Он подошел к костру, вежливо поздоровался, объяснив, что сам здесь проездом, и по незнанию пропустил закрытие ворот, и спросил, нельзя ли ему передохнуть здесь, с остальными. — Передохнуть? — насмешливо переспросил его ближайший к нему, взлохмаченный темноволосый мужчина с крупным, мясистым носом, невысокий, но казавшийся очень сильным. — Тут, юноша, отдыхать не придется. Если до утра дотянете — и то хорошо.
На Артемов вопрос, что такого опасного в сидении у костра посреди платформы, тот ничего не сказал, а только полукивком указал себе за спину, где зажигался прожектор. Остальные были заняты своим разговором, и не обратили на него никакого внимания. Тогда он решил выяснить наконец, что же здесь происходит, и побрел к прожектору. То, что он увидел здесь, поразило его и одновременно многое объяснило.
В самом конце зала стояла небольшая будка, вроде тех, что бывают иногда у эскалаторов на переходах на другие линии. Вокруг были навалены мешки, кое-где стояли массивные железные листы, зачехленные, стояли грозного вида орудия, а в самой будке сидел человек и был установлен тот самый прожектор, светивший вверх. Вверх! Никакой заслонки, никакого барьера здесь и в помине не было, сразу за будкой начинались бессчетные ступени эскалаторов, карабкавшиеся на самую поверхность. И луч прожектора бил именно туда, беспокойно шныряя от стенки к стенке, будто пытаясь высмотреть кого-то в кромешной тьме, но выхватывая из нее только поросшие чем-то бурым остовы ламп, отсыревший потолок, с которого огромными кусками отваливалась штукатурка, а дальше… Дальше ничего было не видно.

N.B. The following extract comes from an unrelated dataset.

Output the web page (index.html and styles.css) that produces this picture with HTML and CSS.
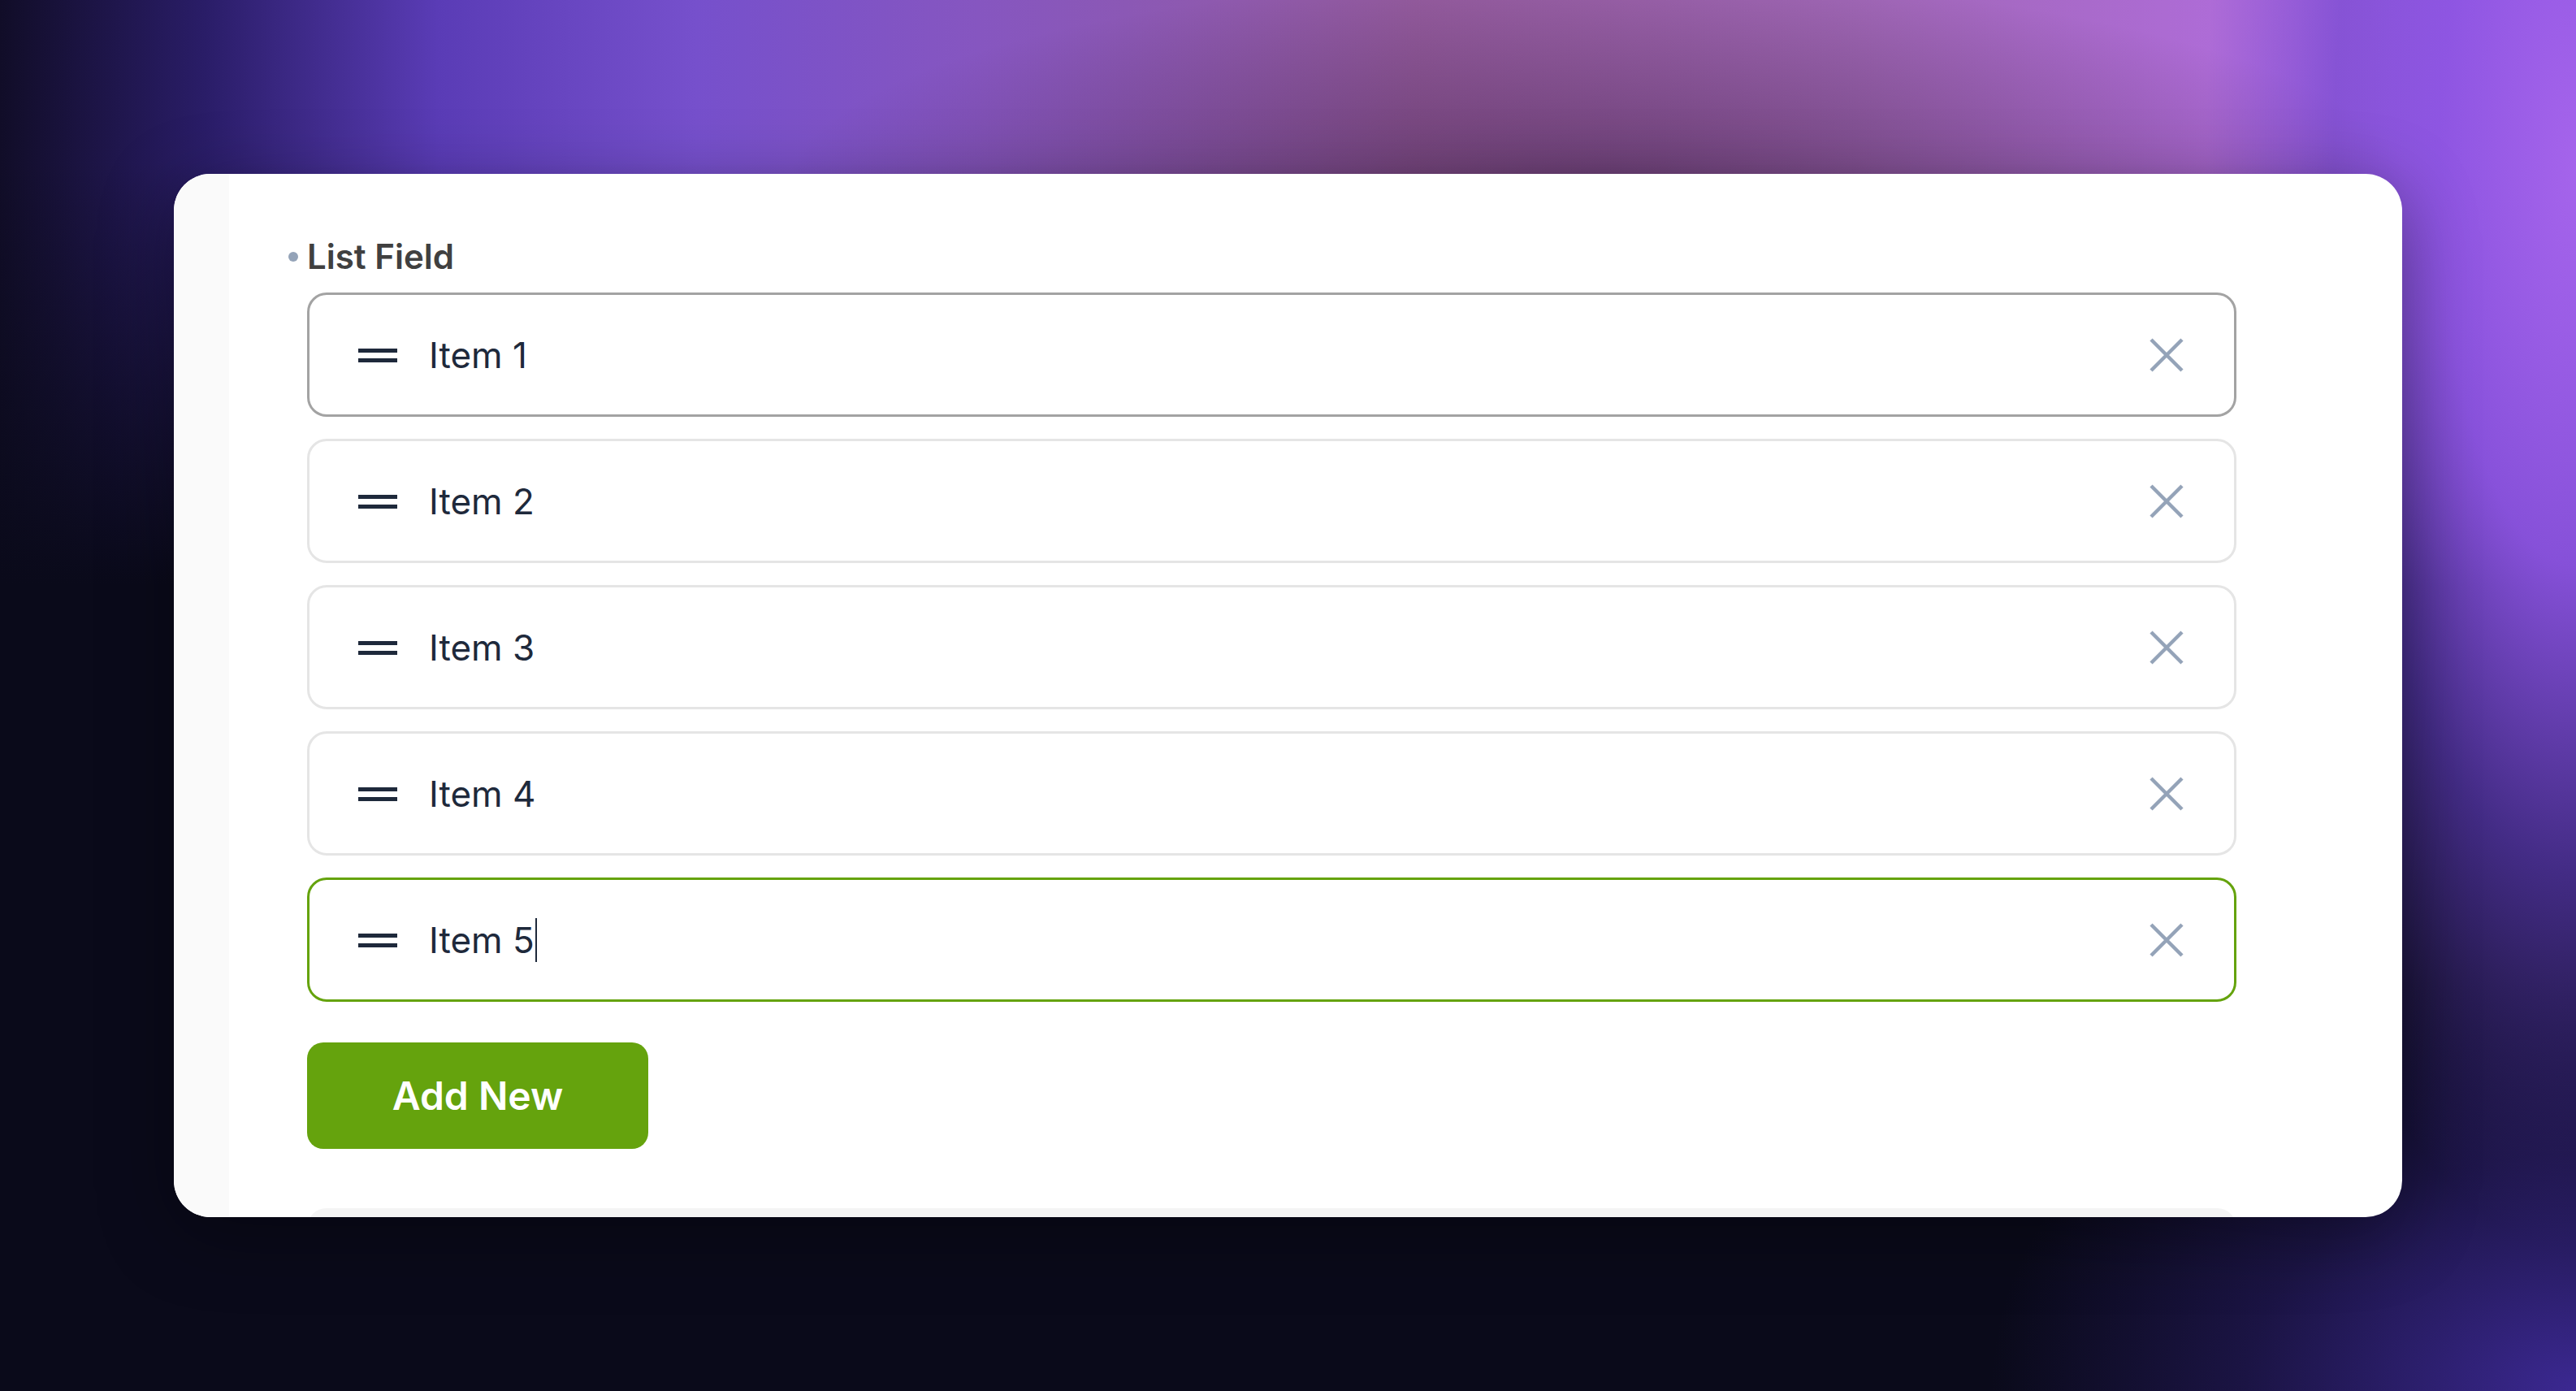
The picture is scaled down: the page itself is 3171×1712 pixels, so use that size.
FILE: index.html
```html
<!DOCTYPE html>
<html lang="en">
<head>
<meta charset="utf-8">
<title>List Field</title>
<link rel="stylesheet" href="styles.css">
</head>
<body>
<div class="page">
  <div class="card">
    <div class="rail"></div>
    <div class="main">
      <div class="label"><span class="dot"></span><span>List Field</span></div>
      <div class="list">
        <div class="item item-hover">
          <svg class="handle" viewBox="0 0 48 18" width="48" height="18"><rect x="0" y="0" width="48" height="5" fill="#1e293b"/><rect x="0" y="12" width="48" height="5" fill="#1e293b"/></svg>
          <span class="text">Item 1</span>
          <svg class="remove" viewBox="0 0 44 44" width="44" height="44"><path d="M3 3L41 41M41 3L3 41" stroke="#94a3b8" stroke-width="4.5" fill="none"/></svg>
        </div>
        <div class="item">
          <svg class="handle" viewBox="0 0 48 18" width="48" height="18"><rect x="0" y="0" width="48" height="5" fill="#1e293b"/><rect x="0" y="12" width="48" height="5" fill="#1e293b"/></svg>
          <span class="text">Item 2</span>
          <svg class="remove" viewBox="0 0 44 44" width="44" height="44"><path d="M3 3L41 41M41 3L3 41" stroke="#94a3b8" stroke-width="4.5" fill="none"/></svg>
        </div>
        <div class="item">
          <svg class="handle" viewBox="0 0 48 18" width="48" height="18"><rect x="0" y="0" width="48" height="5" fill="#1e293b"/><rect x="0" y="12" width="48" height="5" fill="#1e293b"/></svg>
          <span class="text">Item 3</span>
          <svg class="remove" viewBox="0 0 44 44" width="44" height="44"><path d="M3 3L41 41M41 3L3 41" stroke="#94a3b8" stroke-width="4.5" fill="none"/></svg>
        </div>
        <div class="item">
          <svg class="handle" viewBox="0 0 48 18" width="48" height="18"><rect x="0" y="0" width="48" height="5" fill="#1e293b"/><rect x="0" y="12" width="48" height="5" fill="#1e293b"/></svg>
          <span class="text">Item 4</span>
          <svg class="remove" viewBox="0 0 44 44" width="44" height="44"><path d="M3 3L41 41M41 3L3 41" stroke="#94a3b8" stroke-width="4.5" fill="none"/></svg>
        </div>
        <div class="item item-focus">
          <svg class="handle" viewBox="0 0 48 18" width="48" height="18"><rect x="0" y="0" width="48" height="5" fill="#1e293b"/><rect x="0" y="12" width="48" height="5" fill="#1e293b"/></svg>
          <span class="text">Item 5<span class="caret"></span></span>
          <svg class="remove" viewBox="0 0 44 44" width="44" height="44"><path d="M3 3L41 41M41 3L3 41" stroke="#94a3b8" stroke-width="4.5" fill="none"/></svg>
        </div>
      </div>
      <button class="add">Add New</button>
      <div class="next"></div>
    </div>
  </div>
</div>
</body>
</html>
```

FILE: styles.css
```css
html, body {
  margin: 0;
  padding: 0;
}

body {
  width: 3171px;
  height: 1712px;
  overflow: hidden;
  font-family: "Inter", "Noto Sans", sans-serif;
  background-color: #0a0a1a;
  background-image:
    radial-gradient(1000px 260px at 62% 230px, rgba(58, 28, 62, 0.5) 0%, rgba(58, 28, 62, 0) 100%),
    radial-gradient(900px 650px at 100% 100%, rgba(62, 42, 152, 0.95) 0%, rgba(44, 30, 110, 0.5) 45%, rgba(30, 20, 80, 0) 80%),
    radial-gradient(480px 1400px at 100% 12%, rgba(165, 100, 235, 1) 0%, rgba(140, 84, 226, 0.95) 35%, rgba(105, 66, 205, 0.6) 62%, rgba(80, 50, 170, 0) 95%),
    linear-gradient(180deg, rgba(10, 10, 26, 0) 0px, rgba(10, 10, 26, 0) 200px, rgba(10, 10, 26, 1) 720px),
    linear-gradient(90deg, #110d28 0%, #2a1d68 8%, #5a3cb6 17%, #7650cc 27%, #8656c0 38%, #955c9f 55%, #a067b6 72%, #b26de0 90%, #b870e8 100%);
}

.page {
  box-sizing: border-box;
  width: 3171px;
  height: 1712px;
  padding: 214px;
}

.card {
  display: flex;
  height: 1284px;
  background: #ffffff;
  border-radius: 45px;
  overflow: hidden;
  box-shadow: 0 20px 90px rgba(0, 0, 0, 0.35);
}

.rail {
  width: 68px;
  flex: none;
  background: #fafafa;
}

.main {
  flex: 1;
  padding: 72px 204px 0 96px;
  display: flex;
  flex-direction: column;
  align-items: flex-start;
}

.label {
  flex: none;
  display: flex;
  align-items: center;
  gap: 11px;
  margin-left: -23px;
  margin-bottom: 15px;
  font-size: 42px;
  line-height: 59px;
  font-weight: 600;
  color: #404040;
}

.dot {
  width: 12px;
  height: 12px;
  border-radius: 50%;
  background: #94a3b8;
}

.list {
  flex: none;
  align-self: stretch;
  display: flex;
  flex-direction: column;
  gap: 27px;
}

.item {
  box-sizing: border-box;
  flex: none;
  height: 153px;
  border: 3px solid #e5e5e5;
  border-radius: 24px;
  display: flex;
  align-items: center;
  padding: 0 61px 0 60px;
  background: #ffffff;
}

.item-hover {
  border-color: #a3a3a3;
}

.item-focus {
  border-color: #65a30d;
}

.handle {
  flex: none;
  margin-top: 3px;
  margin-right: 39px;
}

.text {
  flex: 1;
  font-size: 44px;
  color: #1e293b;
  display: flex;
  align-items: center;
}

.caret {
  display: inline-block;
  width: 0;
  height: 54px;
  border-left: 2px solid #1e293b;
  margin-left: 1px;
}

.remove {
  flex: none;
}

.add {
  flex: none;
  margin-top: 50px;
  width: 420px;
  height: 131px;
  border: none;
  border-radius: 20px;
  background: #65a30d;
  color: #ffffff;
  font-family: "Inter", "Noto Sans", sans-serif;
  font-size: 48px;
  font-weight: 600;
  padding: 0;
}

.next {
  align-self: stretch;
  flex: none;
  margin-top: 73px;
  height: 153px;
  border-radius: 24px;
  background: #f4f4f4;
}
```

Все сразу встало на свои места.
По какой-то причине здесь не было обычного металлического заслона, отрезавшего станцию от поверхности, ни здесь, ни наверху. Станция сообщалась со внешним миром напрямую, и ее жители находились под постоянной угрозой вторжения. Они дышали здесь зараженным воздухом, пили, наверное, зараженную воду, вот почему она была такой странной на вкус… Поэтому здесь было намного больше мутаций среди молодых, чем, например, на ВДНХ. Поэтому взрослые были такие зачахшие: оголяя и начищая до блеска их черепа, истощая и заставляя разлагаться заживо тела, их постепенно съедала лучевая болезнь. Но и это еще, видимо, было не все, иначе как объяснить то, что вся станция вымирала после восьми часов вечера, а темноволосый дежурный у костра сказал, что и до утра здесь дожить — большое дело?
Поколебавшись, Артем приблизился к человеку, сидящему в будке. — Вечер добрый, — отозвался тот на его приветствие.
Было ему лет около пятидесяти, но он уже порядком облысел, оставшиеся серые волосы спутались на висках и затылке, темные глаза с люботытством глядели на Артема, а простенький, на завязках, бронежилет не мог скрыть круглого животика. На груди у него висел бинокль, и рядом с ним — свисток. — Присаживайся, — указал он Артему на ближайший мешок. — Они там, понимаешь, веселятся, оставили меня здесь одного прозябать. Дай хоть с тобой поболтаю. Кто это тебе глаз так оформил? — Не можем, понимаешь, ничего мало-мальски приличного смастерить, — сокрушенно рассказывал он, указывая рукой на проем, — здесь не железку, здесь бетоном бы надо, железку пробовали уже, да только без толку, как осень, все к чертям водой сносит, причем сначала накапливается, а потом как прорывает… Было так пару раз, и много народу погибло, с тех пор мы уж так, обходимся. Только вот жизни здесь спокойной нет, как на других станциях, постоянно ждем, что ни ночь — то мразь какая-нибудь ползти начинает. Днем-то они не суются, то ли спят, то ли наоборот, поверху шастают. А вот как стемнеет — хоть караул кричи. Ну, мы здесь приноровились, конечно, после восьми — все в переход, там и живем, а здесь больше по хозяйственной части. Погоди-ка… — прервался он, щелкнул тумблером на пульте, и прожектор ярко вспыхнул.